I had my interview with the pharmacy today which ended with I may not be getting a job with that particular store but I will be placed in management with in the company so that’s good news. The store manager said she would keep in touch with me on next steps and honestly I’m thrilled. She asked me if I wanted to be the pharmacy manager or a front end manager and I said front end since I have experience throwing freight with general merchandise and auditing the vault and cash tills from my experiences in grocery and at the bank.
I will most likely be placed closer to home than where I interviewed at, but I said I would work anywhere in the county. It could take longer if other stores want to interview me but I think I’m kind of a guaranteed hire as long as I work the steps and stay substance free.
I did physical therapy today for my ankle and went over to Diego’s house. I had some of his collection of bottle openers and he wanted me to try some tequila his sister got while she was in Mexico. So I came over.
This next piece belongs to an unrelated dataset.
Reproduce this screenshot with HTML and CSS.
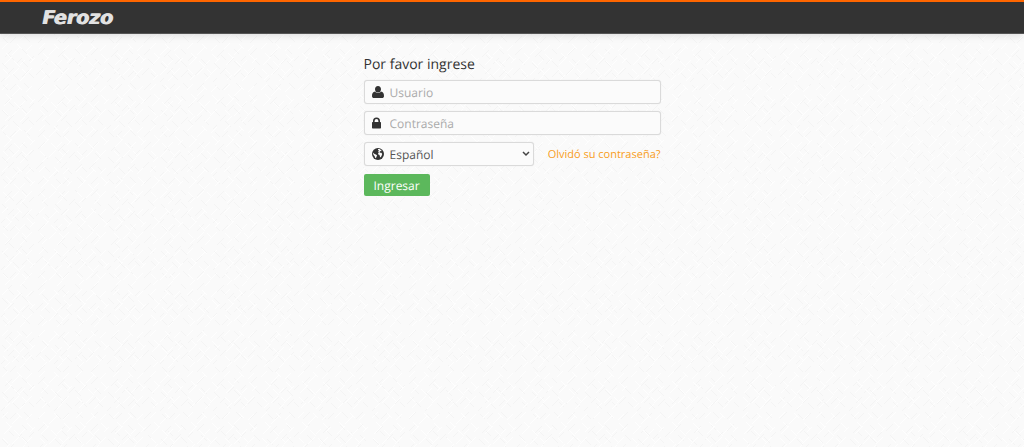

I bought dinner nothing fancy but a couple of burgers sufficed and I drank his fancy tequila and we took Poncho our dog to the local dog park and played fetch with him. He smoked some weed and we played jeopardy for a while until he fell asleep.
I decided to crash here tonight so I wouldn’t drink and drive because I had enough drinks to get a good buzz going. Diego and I talked about me being addicted to the buzz or high rather than the substance itself. It’s why I liked weed so much; little effort for a high yield reward. Mostly I smoked if I was in pain which is fairly often at least twice a week. I don’t like to drink really it takes so much for me to get a buzz that it’s not worth it.
I’m now laying in the guest bed while diego and poncho sleep in the master. I wanted to write before going to bed so I came in here. I’m not getting back with Diego for those wondering. I literally had one errand to do, he offered me a drink and since I wanted authentic tequila I said yes. But I drank maybe six shots in seven hours so I didn’t want to risk driving even though I feel okay now.
My friend is in the hospital for sepsis and is doing a tiny bit better thank the Lord. He’s got a long journey ahead but I spoke with him briefly tonight and he should be fine. I want to talk to him more but I know I need to sleep. Last night I got maybe three hours of sleep due to me being on my phone, writing, and talking to my BFF in the hospital at 3am. My Apple Watch woke me up to his text so I answered for an hour or so. Now I’m exhausted but I want to be awake if he needs me because being in the hospital sucks… obviously.
I’m not supposed to write about this but my mom is cancer free thank the Lord. I’m not sure what illness is bothering her but at least it is not the worst of the worst.
Today has been pretty good thank the Lord for all the blessings I have in my life.